Work to complete
Transcribe word for word each line from the one containing "Reproduce this table with HTML and CSS." to the final line of the data, both included. Skip the pictures.

Interface markup and scripts:

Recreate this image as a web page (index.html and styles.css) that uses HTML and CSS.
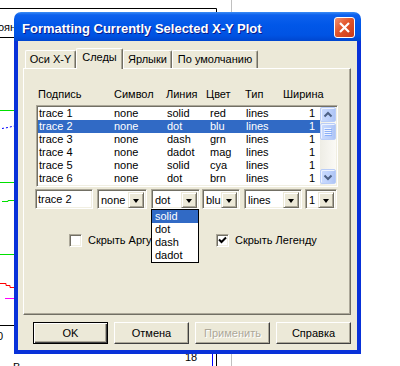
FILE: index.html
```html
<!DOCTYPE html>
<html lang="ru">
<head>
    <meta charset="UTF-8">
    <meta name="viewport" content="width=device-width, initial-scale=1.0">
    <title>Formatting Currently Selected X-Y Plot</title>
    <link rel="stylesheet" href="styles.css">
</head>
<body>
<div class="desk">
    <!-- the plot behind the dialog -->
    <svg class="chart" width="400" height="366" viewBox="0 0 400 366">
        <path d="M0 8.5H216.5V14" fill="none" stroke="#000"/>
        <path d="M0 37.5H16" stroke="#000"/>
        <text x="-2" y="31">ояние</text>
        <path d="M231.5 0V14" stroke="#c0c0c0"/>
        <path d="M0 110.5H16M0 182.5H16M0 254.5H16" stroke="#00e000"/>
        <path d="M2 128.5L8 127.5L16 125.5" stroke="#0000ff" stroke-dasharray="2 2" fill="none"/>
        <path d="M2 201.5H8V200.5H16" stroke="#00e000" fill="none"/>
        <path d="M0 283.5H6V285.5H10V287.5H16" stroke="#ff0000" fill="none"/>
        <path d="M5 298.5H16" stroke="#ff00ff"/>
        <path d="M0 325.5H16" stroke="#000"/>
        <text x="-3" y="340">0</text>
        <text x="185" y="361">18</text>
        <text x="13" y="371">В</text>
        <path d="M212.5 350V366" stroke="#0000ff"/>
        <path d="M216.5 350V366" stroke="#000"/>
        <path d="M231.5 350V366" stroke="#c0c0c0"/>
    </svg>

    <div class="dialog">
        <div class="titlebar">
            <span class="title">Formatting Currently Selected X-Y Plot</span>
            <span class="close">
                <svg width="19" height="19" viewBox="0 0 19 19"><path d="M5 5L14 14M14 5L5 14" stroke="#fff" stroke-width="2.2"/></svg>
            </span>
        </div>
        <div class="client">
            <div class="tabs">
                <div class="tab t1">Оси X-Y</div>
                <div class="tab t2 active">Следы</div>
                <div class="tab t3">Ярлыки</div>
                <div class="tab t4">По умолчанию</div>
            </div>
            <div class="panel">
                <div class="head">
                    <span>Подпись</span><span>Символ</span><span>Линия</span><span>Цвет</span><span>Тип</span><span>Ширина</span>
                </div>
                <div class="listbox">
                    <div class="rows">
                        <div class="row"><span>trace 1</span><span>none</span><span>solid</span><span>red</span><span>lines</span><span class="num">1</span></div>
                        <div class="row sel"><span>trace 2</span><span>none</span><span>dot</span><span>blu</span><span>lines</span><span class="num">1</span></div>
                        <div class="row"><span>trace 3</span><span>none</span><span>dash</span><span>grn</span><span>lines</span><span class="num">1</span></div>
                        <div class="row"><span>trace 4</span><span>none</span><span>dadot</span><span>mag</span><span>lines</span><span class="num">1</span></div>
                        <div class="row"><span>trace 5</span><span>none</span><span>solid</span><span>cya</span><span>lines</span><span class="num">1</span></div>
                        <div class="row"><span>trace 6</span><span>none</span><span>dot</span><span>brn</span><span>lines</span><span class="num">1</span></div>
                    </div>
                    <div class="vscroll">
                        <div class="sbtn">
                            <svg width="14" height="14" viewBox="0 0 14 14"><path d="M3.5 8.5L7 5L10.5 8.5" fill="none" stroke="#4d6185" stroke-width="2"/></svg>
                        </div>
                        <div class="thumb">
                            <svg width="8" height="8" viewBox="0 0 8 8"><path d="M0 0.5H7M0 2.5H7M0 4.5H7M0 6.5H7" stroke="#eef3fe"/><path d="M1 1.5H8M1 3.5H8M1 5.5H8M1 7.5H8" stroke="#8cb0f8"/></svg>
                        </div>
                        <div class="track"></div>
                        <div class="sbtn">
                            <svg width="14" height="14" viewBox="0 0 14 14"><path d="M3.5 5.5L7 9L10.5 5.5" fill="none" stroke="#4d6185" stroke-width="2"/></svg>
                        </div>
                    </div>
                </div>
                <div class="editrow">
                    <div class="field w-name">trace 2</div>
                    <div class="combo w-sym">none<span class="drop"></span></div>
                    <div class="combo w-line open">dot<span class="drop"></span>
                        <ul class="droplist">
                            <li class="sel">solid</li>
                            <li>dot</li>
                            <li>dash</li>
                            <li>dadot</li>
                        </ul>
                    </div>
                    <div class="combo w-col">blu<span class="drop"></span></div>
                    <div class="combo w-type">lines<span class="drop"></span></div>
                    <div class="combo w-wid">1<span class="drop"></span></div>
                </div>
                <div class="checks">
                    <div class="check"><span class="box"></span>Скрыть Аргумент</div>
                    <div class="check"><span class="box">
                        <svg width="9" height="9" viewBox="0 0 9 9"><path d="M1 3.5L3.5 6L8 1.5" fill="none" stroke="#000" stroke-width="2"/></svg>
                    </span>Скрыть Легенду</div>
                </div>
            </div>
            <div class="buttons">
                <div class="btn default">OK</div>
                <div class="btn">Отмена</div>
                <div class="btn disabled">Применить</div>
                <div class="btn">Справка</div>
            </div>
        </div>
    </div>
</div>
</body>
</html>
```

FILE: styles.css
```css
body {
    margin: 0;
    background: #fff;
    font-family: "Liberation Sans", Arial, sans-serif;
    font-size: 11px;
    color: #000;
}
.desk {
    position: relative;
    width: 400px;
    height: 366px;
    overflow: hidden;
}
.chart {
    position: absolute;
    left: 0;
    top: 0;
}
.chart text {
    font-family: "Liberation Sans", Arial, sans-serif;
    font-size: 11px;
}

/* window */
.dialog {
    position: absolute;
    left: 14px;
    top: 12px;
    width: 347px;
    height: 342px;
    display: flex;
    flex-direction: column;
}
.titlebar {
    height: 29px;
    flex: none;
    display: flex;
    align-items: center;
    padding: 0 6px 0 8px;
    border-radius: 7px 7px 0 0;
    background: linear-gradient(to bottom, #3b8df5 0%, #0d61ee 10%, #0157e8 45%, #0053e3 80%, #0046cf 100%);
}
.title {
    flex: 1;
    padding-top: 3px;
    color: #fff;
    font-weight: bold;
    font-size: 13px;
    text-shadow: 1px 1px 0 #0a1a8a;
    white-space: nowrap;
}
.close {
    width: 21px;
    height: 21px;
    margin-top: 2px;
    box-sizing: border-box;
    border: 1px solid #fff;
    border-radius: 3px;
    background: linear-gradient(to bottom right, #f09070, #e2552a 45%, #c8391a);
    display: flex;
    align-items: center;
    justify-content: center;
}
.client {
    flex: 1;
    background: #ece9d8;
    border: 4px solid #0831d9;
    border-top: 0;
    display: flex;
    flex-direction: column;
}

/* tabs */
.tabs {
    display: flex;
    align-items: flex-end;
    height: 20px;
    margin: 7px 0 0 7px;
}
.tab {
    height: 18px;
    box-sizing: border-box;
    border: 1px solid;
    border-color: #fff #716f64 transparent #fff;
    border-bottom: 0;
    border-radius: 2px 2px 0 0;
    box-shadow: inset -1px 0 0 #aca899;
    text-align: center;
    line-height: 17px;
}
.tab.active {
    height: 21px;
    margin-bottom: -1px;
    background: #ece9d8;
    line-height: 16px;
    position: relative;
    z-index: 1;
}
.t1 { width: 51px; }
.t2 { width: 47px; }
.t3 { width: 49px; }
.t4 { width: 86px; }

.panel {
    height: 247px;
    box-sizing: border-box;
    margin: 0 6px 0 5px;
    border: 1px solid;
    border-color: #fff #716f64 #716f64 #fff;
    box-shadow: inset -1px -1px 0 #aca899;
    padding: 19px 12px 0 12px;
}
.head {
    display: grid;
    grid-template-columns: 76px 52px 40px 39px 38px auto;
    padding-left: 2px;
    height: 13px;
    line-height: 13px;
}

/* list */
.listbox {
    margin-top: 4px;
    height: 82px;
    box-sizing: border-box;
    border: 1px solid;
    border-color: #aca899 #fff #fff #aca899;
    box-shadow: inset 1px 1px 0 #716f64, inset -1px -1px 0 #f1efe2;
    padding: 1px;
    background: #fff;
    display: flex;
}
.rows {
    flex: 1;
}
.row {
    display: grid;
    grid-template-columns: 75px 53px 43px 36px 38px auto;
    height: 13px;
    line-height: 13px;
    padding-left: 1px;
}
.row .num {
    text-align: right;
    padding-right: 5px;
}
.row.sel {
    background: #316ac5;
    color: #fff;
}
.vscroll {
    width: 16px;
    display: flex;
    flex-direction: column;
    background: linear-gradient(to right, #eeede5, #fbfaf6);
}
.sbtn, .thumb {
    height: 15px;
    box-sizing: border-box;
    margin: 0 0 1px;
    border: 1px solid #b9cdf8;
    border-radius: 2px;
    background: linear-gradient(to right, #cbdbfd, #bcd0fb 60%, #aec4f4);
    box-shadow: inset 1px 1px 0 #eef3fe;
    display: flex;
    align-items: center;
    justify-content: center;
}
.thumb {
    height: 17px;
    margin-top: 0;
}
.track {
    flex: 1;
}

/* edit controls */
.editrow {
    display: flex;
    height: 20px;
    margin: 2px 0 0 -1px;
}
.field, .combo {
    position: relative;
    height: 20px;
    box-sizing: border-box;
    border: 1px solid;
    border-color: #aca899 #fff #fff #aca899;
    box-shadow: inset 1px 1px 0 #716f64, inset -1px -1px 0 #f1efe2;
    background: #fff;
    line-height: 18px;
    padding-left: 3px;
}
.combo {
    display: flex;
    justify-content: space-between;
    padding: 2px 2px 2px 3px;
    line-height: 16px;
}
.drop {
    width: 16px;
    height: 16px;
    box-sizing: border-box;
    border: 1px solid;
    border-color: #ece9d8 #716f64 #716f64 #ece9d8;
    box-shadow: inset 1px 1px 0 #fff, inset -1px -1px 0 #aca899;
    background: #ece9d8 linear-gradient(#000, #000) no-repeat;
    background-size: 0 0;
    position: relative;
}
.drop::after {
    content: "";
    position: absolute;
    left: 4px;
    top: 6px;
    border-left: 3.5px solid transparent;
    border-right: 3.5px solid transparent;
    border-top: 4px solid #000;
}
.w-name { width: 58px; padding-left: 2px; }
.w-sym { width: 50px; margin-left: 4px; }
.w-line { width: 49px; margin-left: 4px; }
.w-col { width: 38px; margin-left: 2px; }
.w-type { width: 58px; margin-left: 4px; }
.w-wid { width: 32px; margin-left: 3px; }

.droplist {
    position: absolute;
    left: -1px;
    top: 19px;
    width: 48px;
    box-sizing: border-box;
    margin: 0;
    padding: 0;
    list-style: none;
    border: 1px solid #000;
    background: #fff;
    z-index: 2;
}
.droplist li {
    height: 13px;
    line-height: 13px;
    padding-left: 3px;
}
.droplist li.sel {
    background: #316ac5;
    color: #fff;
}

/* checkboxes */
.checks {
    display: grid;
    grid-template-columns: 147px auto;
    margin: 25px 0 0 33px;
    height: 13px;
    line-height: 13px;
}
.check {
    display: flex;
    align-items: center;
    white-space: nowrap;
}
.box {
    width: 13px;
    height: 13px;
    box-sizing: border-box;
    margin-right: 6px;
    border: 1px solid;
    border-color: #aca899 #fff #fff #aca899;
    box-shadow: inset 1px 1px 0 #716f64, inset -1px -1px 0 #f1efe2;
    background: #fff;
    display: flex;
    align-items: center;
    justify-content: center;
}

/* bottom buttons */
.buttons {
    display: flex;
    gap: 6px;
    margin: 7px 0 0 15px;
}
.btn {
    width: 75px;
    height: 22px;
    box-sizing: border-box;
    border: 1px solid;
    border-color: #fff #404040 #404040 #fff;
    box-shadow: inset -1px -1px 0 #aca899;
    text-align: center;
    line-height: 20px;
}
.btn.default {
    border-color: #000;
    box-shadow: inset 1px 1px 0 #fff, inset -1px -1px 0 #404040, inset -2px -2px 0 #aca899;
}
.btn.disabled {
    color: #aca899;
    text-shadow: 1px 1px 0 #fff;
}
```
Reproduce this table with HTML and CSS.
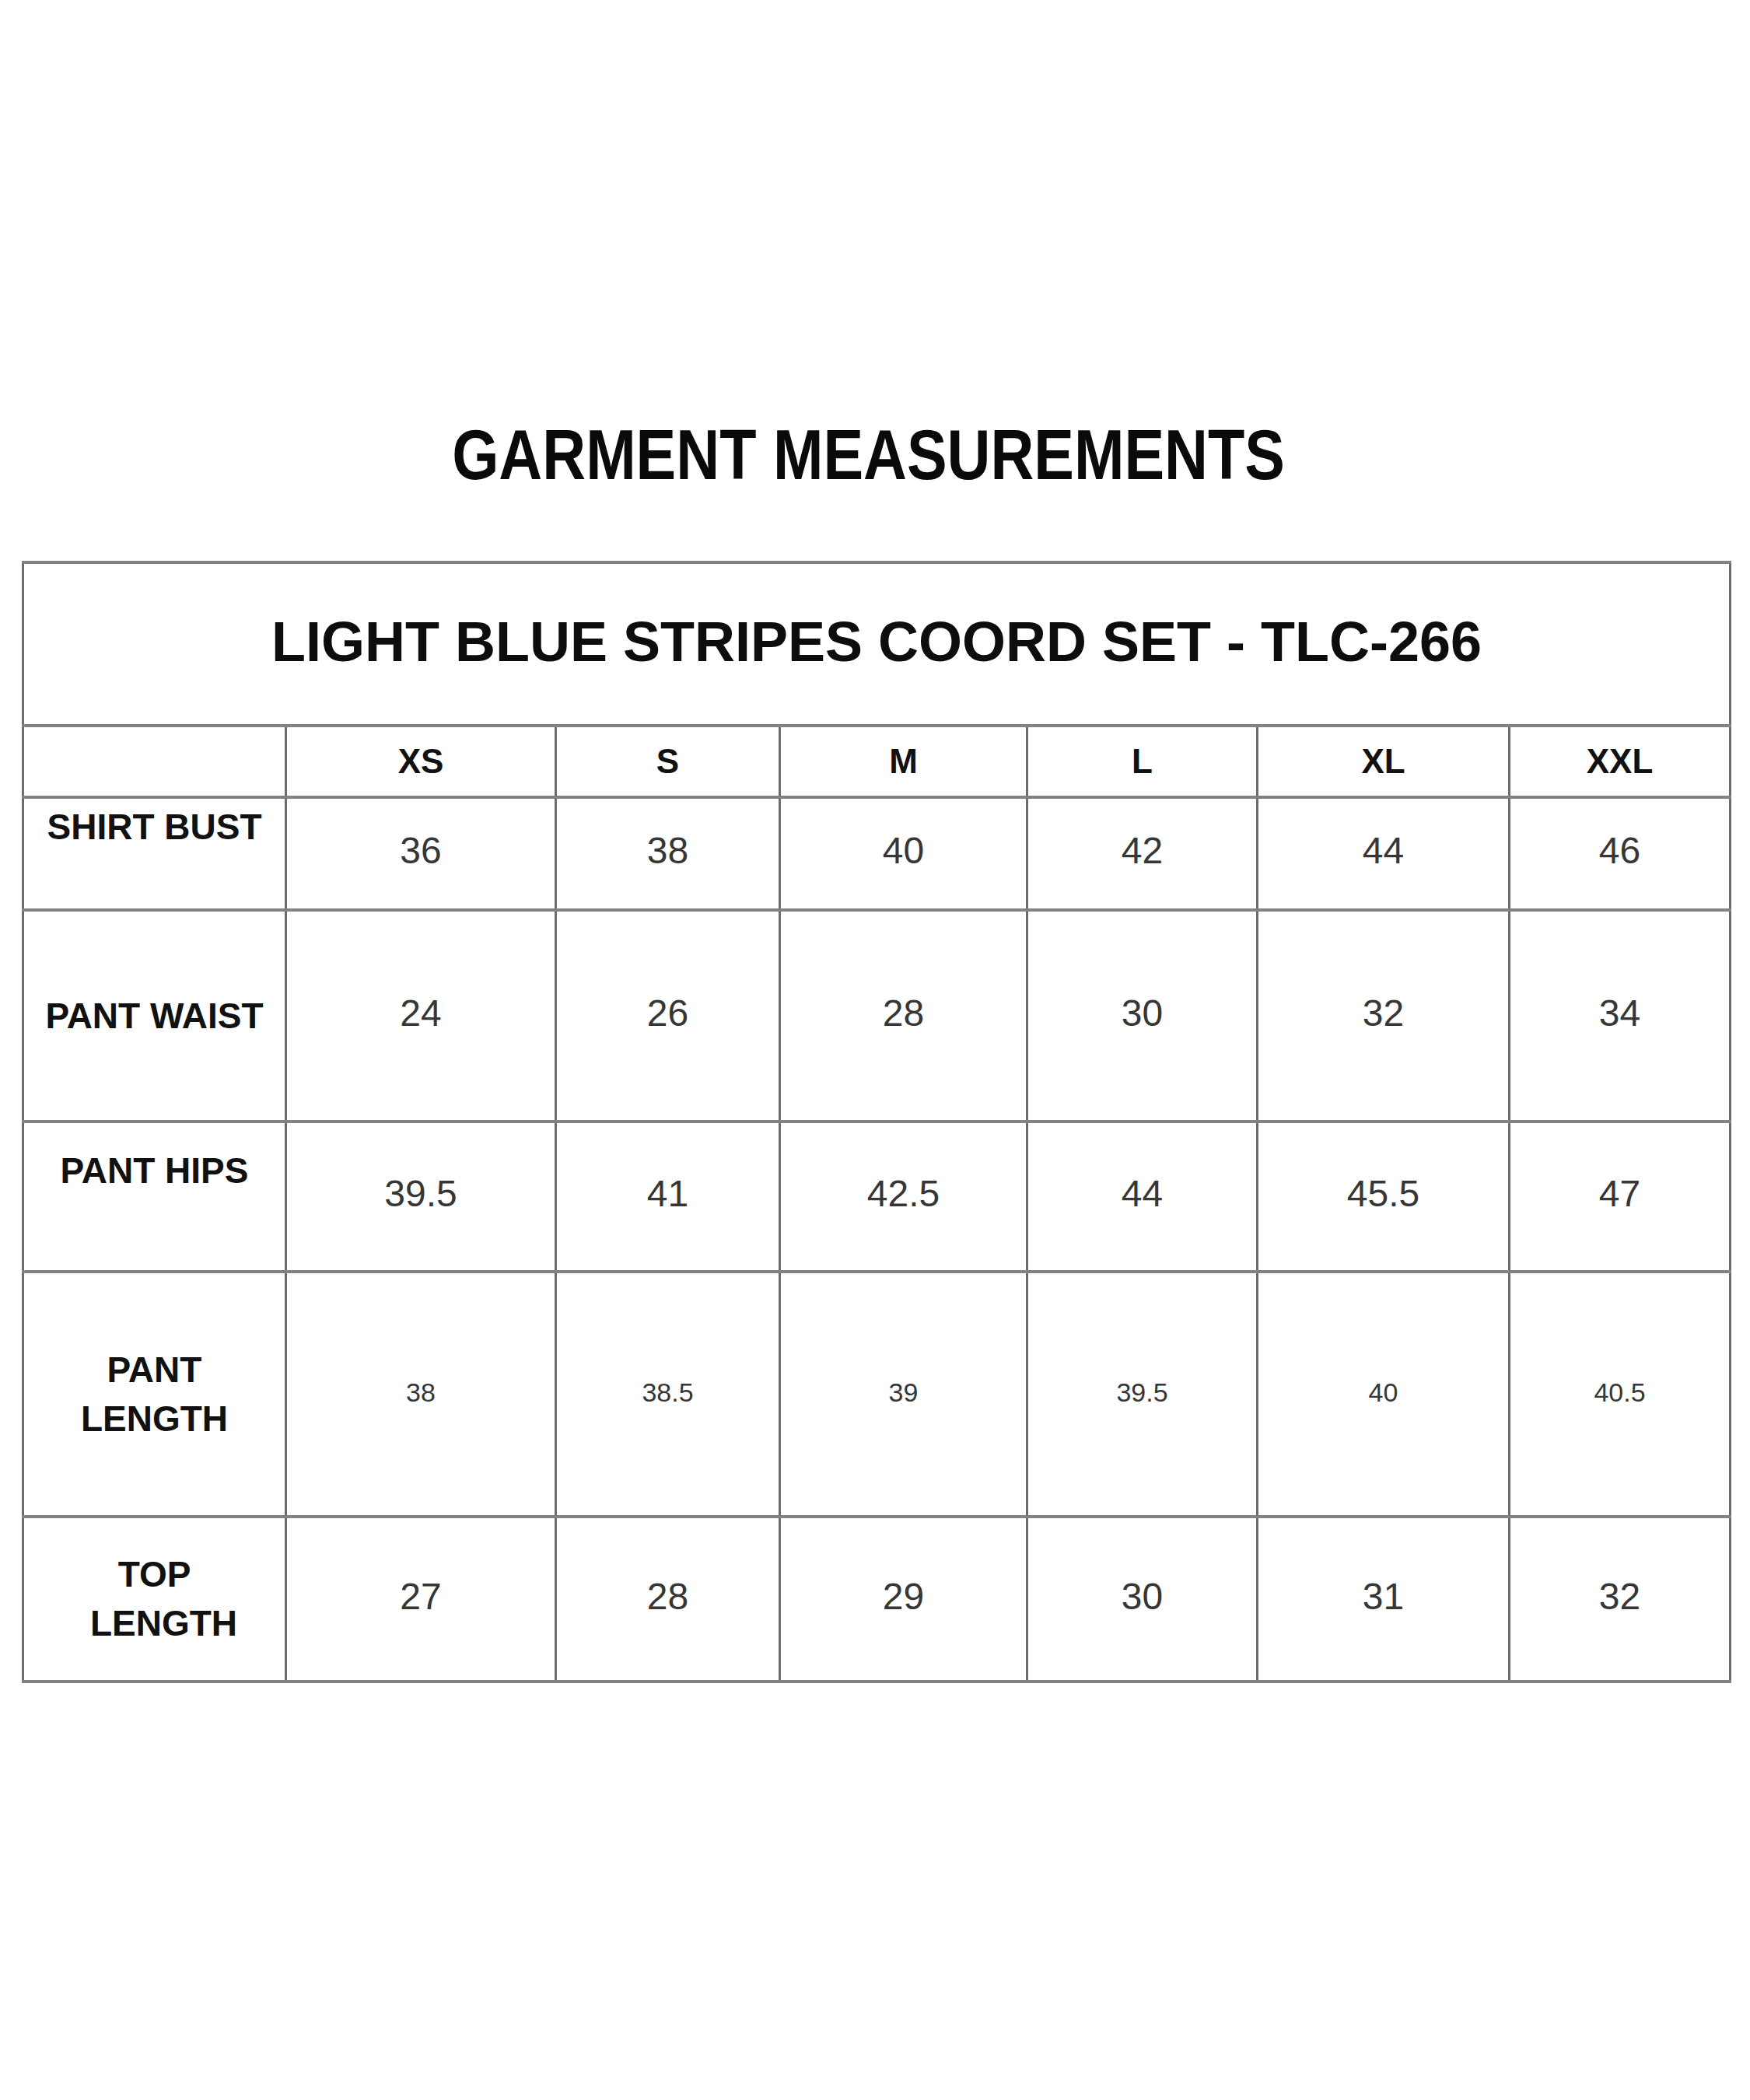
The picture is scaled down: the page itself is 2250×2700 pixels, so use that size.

Solution for this problem
Reproduce this table with HTML and CSS.
The picture is scaled down: the page itself is 2250×2700 pixels, so use that size.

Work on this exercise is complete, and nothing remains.